## Set exercise
All lines featuring the string "index" are to be listed.
=-=-=
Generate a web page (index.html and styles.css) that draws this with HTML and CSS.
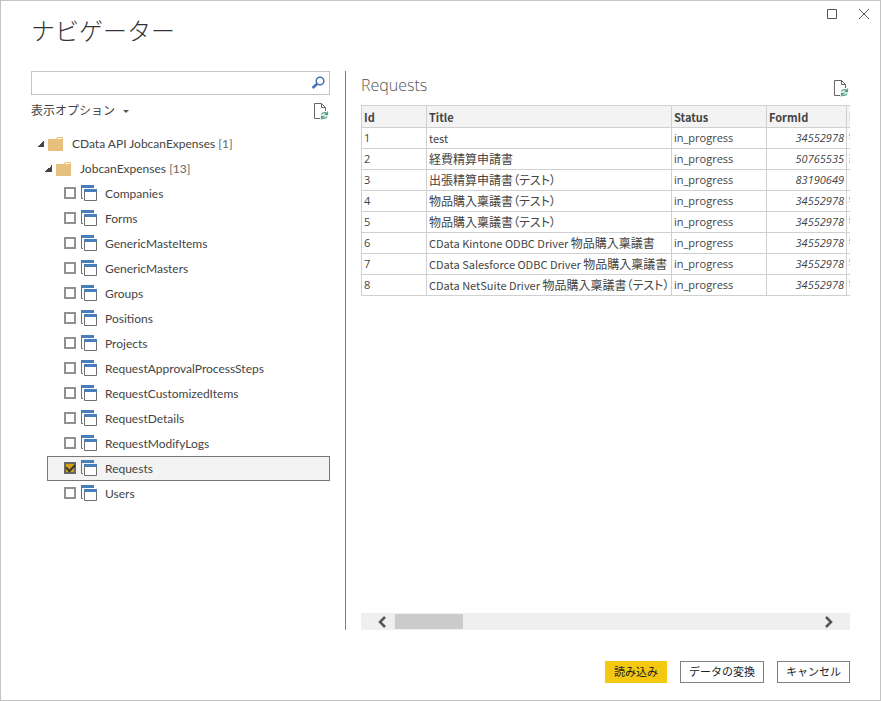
FILE: index.html
```html
<!DOCTYPE html>
<html lang="ja">
<head>
<meta charset="utf-8">
<meta name="viewport" content="width=device-width, initial-scale=1">
<title>ナビゲーター</title>
<link rel="stylesheet" href="styles.css">
</head>
<body>
<svg class="defs" aria-hidden="true">
  <symbol id="folder" viewBox="0 0 16 14">
    <path d="M0 2h7.500l1.500-2h6v14H0z" fill="#e8c07d"/>
    <path d="M9 1.500h5" stroke="#fff"/>
  </symbol>
  <symbol id="table" viewBox="0 0 17 17">
    <path d="M.5 3v10.500H2" fill="none" stroke="#6e6e6e"/>
    <path d="M0 0h13v3H0z" fill="#4a7ebb"/>
    <path d="M3.500 7v8.500h12V7" fill="#fff" stroke="#6e6e6e"/>
    <path d="M3 4h13v3H3z" fill="#4a7ebb"/>
  </symbol>
  <symbol id="refresh" viewBox="0 0 16 17">
    <path d="M6 15.500H.5V.5h7l4 4V8M7.500.5v4h4" fill="none" stroke="#666"/>
    <path d="M7.500 11.500c1-2.300 4-2.500 5.500-.8M13.500 8.500v3h-3M13 13.500c-1 2.300-4 2.500-5.500.8M7.500 16.500v-3h3" fill="none" stroke="#55a283" stroke-width="1.300"/>
  </symbol>
</svg>
<div class="window">
  <header class="titlebar">
    <h1>ナビゲーター</h1>
    <div class="controls">
      <button type="button" aria-label="最大化"><svg width="12" height="12" viewBox="0 0 12 12"><path d="M1.500 1.500h9v9h-9z"/></svg></button>
      <button type="button" aria-label="閉じる"><svg width="12" height="12" viewBox="0 0 12 12"><path d="M1 1l10 10M11 1L1 11"/></svg></button>
    </div>
  </header>

  <main class="panes">
    <section class="browse">
      <div class="search">
        <input type="text" aria-label="検索">
        <button type="button" aria-label="検索する"><svg width="14" height="14" viewBox="0 0 14 14"><circle cx="9" cy="5" r="3.800"/><path class="handle" d="M6.300 7.800L1.500 12"/></svg></button>
      </div>
      <div class="options">
        <button type="button">表示オプション<span class="caret"></span></button>
        <button type="button" aria-label="最新の情報に更新"><svg width="16" height="17"><use href="#refresh"/></svg></button>
      </div>

      <ul class="tree">
        <li>
          <div class="row level-1"><span class="twist"></span><svg width="16" height="14"><use href="#folder"/></svg><span>CData API JobcanExpenses <span class="count">[1]</span></span></div>
          <ul>
            <li>
              <div class="row level-2"><span class="twist"></span><svg width="16" height="14"><use href="#folder"/></svg><span>JobcanExpenses <span class="count">[13]</span></span></div>
              <ul class="items">
                <li><label class="item"><input type="checkbox"><svg width="17" height="17"><use href="#table"/></svg>Companies</label></li>
                <li><label class="item"><input type="checkbox"><svg width="17" height="17"><use href="#table"/></svg>Forms</label></li>
                <li><label class="item"><input type="checkbox"><svg width="17" height="17"><use href="#table"/></svg>GenericMasteItems</label></li>
                <li><label class="item"><input type="checkbox"><svg width="17" height="17"><use href="#table"/></svg>GenericMasters</label></li>
                <li><label class="item"><input type="checkbox"><svg width="17" height="17"><use href="#table"/></svg>Groups</label></li>
                <li><label class="item"><input type="checkbox"><svg width="17" height="17"><use href="#table"/></svg>Positions</label></li>
                <li><label class="item"><input type="checkbox"><svg width="17" height="17"><use href="#table"/></svg>Projects</label></li>
                <li><label class="item"><input type="checkbox"><svg width="17" height="17"><use href="#table"/></svg>RequestApprovalProcessSteps</label></li>
                <li><label class="item"><input type="checkbox"><svg width="17" height="17"><use href="#table"/></svg>RequestCustomizedItems</label></li>
                <li><label class="item"><input type="checkbox"><svg width="17" height="17"><use href="#table"/></svg>RequestDetails</label></li>
                <li><label class="item"><input type="checkbox"><svg width="17" height="17"><use href="#table"/></svg>RequestModifyLogs</label></li>
                <li><label class="item selected"><input type="checkbox" checked><svg width="17" height="17"><use href="#table"/></svg>Requests</label></li>
                <li><label class="item"><input type="checkbox"><svg width="17" height="17"><use href="#table"/></svg>Users</label></li>
              </ul>
            </li>
          </ul>
        </li>
      </ul>
    </section>

    <section class="preview">
      <div class="preview-head">
        <h2>Requests</h2>
        <button type="button" aria-label="プレビューを更新"><svg width="16" height="17"><use href="#refresh"/></svg></button>
      </div>
      <div class="grid">
        <table>
          <colgroup><col class="c-id"><col class="c-title"><col class="c-status"><col class="c-form"><col class="c-name"></colgroup>
          <thead><tr><th>Id</th><th>Title</th><th>Status</th><th>FormId</th><th>F</th></tr></thead>
          <tbody>
            <tr><td>1</td><td><div>test</div></td><td>in_progress</td><td class="num">34552978</td><td class="jp">物</td></tr>
            <tr><td>2</td><td><div><span class="jp">経費精算申請書</span></div></td><td>in_progress</td><td class="num">50765535</td><td class="jp">経</td></tr>
            <tr><td>3</td><td><div><span class="jp">出張精算申請書（テスト）</span></div></td><td>in_progress</td><td class="num">83190649</td><td class="jp">出</td></tr>
            <tr><td>4</td><td><div><span class="jp">物品購入稟議書（テスト）</span></div></td><td>in_progress</td><td class="num">34552978</td><td class="jp">物</td></tr>
            <tr><td>5</td><td><div><span class="jp">物品購入稟議書（テスト）</span></div></td><td>in_progress</td><td class="num">34552978</td><td class="jp">物</td></tr>
            <tr><td>6</td><td><div>CData Kintone ODBC Driver <span class="jp">物品購入稟議書</span></div></td><td>in_progress</td><td class="num">34552978</td><td class="jp">物</td></tr>
            <tr><td>7</td><td><div>CData Salesforce ODBC Driver <span class="jp">物品購入稟議書（テ</span></div></td><td>in_progress</td><td class="num">34552978</td><td class="jp">物</td></tr>
            <tr><td>8</td><td><div>CData NetSuite Driver <span class="jp">物品購入稟議書（テスト）</span></div></td><td>in_progress</td><td class="num">34552978</td><td class="jp">物</td></tr>
          </tbody>
        </table>
      </div>
      <div class="scrollbar">
        <button type="button" aria-label="左へスクロール"><svg width="10" height="12" viewBox="0 0 10 12"><path d="M8 1L3 6l5 5"/></svg></button>
        <div class="track"><div class="thumb"></div></div>
        <button type="button" aria-label="右へスクロール"><svg width="10" height="12" viewBox="0 0 10 12"><path d="M2 1l5 5-5 5"/></svg></button>
      </div>
    </section>
  </main>

  <footer class="actions">
    <button type="button" class="primary">読み込み</button>
    <button type="button">データの変換</button>
    <button type="button">キャンセル</button>
  </footer>
</div>
</body>
</html>
```
FILE: styles.css
```css
* {
  box-sizing: border-box;
}

body {
  margin: 0;
  color: #444;
  background: #fff;
  font: 12px/16px "Open Sans", "Noto Sans CJK JP", sans-serif;
}

h1, h2, ul {
  margin: 0;
  padding: 0;
  list-style: none;
}

button {
  display: flex;
  align-items: center;
  padding: 0;
  border: 0;
  background: none;
  color: inherit;
  font: inherit;
}

svg {
  flex: none;
}

.defs {
  display: none;
}

.window {
  display: flex;
  flex-direction: column;
  min-height: 100vh;
  padding: 0 30px 17px;
  border: 1px solid #c3c3c3;
}

.titlebar {
  display: flex;
  justify-content: space-between;
  align-items: flex-start;
  height: 70px;
}

.titlebar h1 {
  padding-top: 14px;
  color: #333;
  font-size: 24px;
  font-weight: 300;
  line-height: 32px;
}

.controls {
  display: flex;
  gap: 20px;
  margin: 7px -20px 0 0;
}

.controls path {
  fill: none;
  stroke: #555;
}

.panes {
  display: flex;
  flex: 1;
}

.browse {
  flex: none;
  width: 315px;
  padding-right: 15px;
  border-right: 1px solid #808080;
}

.search {
  display: flex;
  height: 24px;
  padding-right: 4px;
  border: 1px solid #c3c3c3;
}

.search input {
  flex: 1;
  min-width: 0;
  border: 0;
  outline: 0;
  font: inherit;
}

.search svg {
  fill: none;
  stroke: #3f72b5;
  stroke-width: 1.5;
}

.search .handle {
  stroke-width: 2.5;
}

.options {
  display: flex;
  justify-content: space-between;
  height: 36px;
  padding-bottom: 4px;
}

.caret {
  margin-left: 8px;
  border: 3px solid transparent;
  border-top-color: #555;
  border-bottom: 0;
}

.tree {
  font-family: Lato, "Open Sans", sans-serif;
}

.row, .item {
  display: flex;
  align-items: center;
  height: 25px;
}

.row svg {
  margin: 0 8px 0 4px;
}

.level-1 {
  padding-left: 6px;
}

.level-2 {
  padding-left: 14px;
}

.twist {
  width: 7px;
  height: 7px;
  background: linear-gradient(135deg, transparent 50%, #444 50%);
}

.count {
  color: #666;
}

.items {
  padding-left: 16px;
}

.item {
  padding-left: 16px;
  border: 1px solid transparent;
}

.item svg {
  margin: 0 7px 0 5px;
}

.item.selected {
  border-color: #777;
  background: #f3f3f3;
}

.item input {
  display: grid;
  place-items: center;
  flex: none;
  width: 12px;
  height: 12px;
  margin: 0 0 1px;
  border: 2px solid #919191;
  background: #fff;
  appearance: none;
}

.item input:checked {
  border-color: #666;
  background: #d2a015;
}

.item input:checked::after {
  content: "";
  width: 7px;
  height: 4px;
  border: solid #333;
  border-width: 0 0 2px 2px;
  transform: translateY(-1px) rotate(-45deg);
}

.preview {
  display: flex;
  flex: 1;
  flex-direction: column;
  min-width: 0;
  padding-left: 15px;
}

.preview-head {
  display: flex;
  justify-content: space-between;
  height: 34px;
}

.preview-head h2 {
  color: #555;
  font-size: 16px;
  font-weight: 300;
  line-height: 28px;
}

.grid {
  flex: 1;
  overflow: hidden;
}

.grid table {
  width: 586px;
  border: 1px solid #d0d0d0;
  border-width: 1px 0 0 1px;
  border-spacing: 0;
  table-layout: fixed;
  font-size: 11px;
}

.c-id { width: 65px; }
.c-title { width: 245px; }
.c-status { width: 95px; }
.c-form { width: 80px; }
.c-name { width: 100px; }

.grid th, .grid td {
  height: 21px;
  padding: 0 2px;
  border: 1px solid #d0d0d0;
  border-width: 0 1px 1px 0;
  text-align: left;
  white-space: nowrap;
}

.grid th {
  height: 22px;
  background: #f3f3f3;
  font-family: "Noto Sans CJK JP", sans-serif;
  line-height: 14px;
}

.grid td div {
  overflow: hidden;
  font-family: "Noto Sans CJK JP", sans-serif;
}

.grid .jp {
  font-size: 12px;
  font-feature-settings: "palt";
}

.grid .num {
  font-style: italic;
  text-align: right;
}

.scrollbar {
  display: flex;
  height: 17px;
  padding: 0 16px;
  background: #efefef;
}

.scrollbar path {
  fill: none;
  stroke: #555;
  stroke-width: 2.5;
}

.track {
  flex: 1;
  padding: 1px 8px;
}

.thumb {
  width: 68px;
  height: 15px;
  background: #cbcbcb;
}

.actions {
  display: flex;
  justify-content: flex-end;
  gap: 13px;
  padding-top: 31px;
}

.actions button {
  height: 22px;
  padding: 0 8px;
  border: 1px solid #808080;
  color: #222;
  font-size: 11px;
}

.actions .primary {
  border-color: #f2c811;
  background: #f2c811;
}
```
=-=-=
## Response to the task
Generate a web page (index.html and styles.css) that draws this with HTML and CSS.
FILE: index.html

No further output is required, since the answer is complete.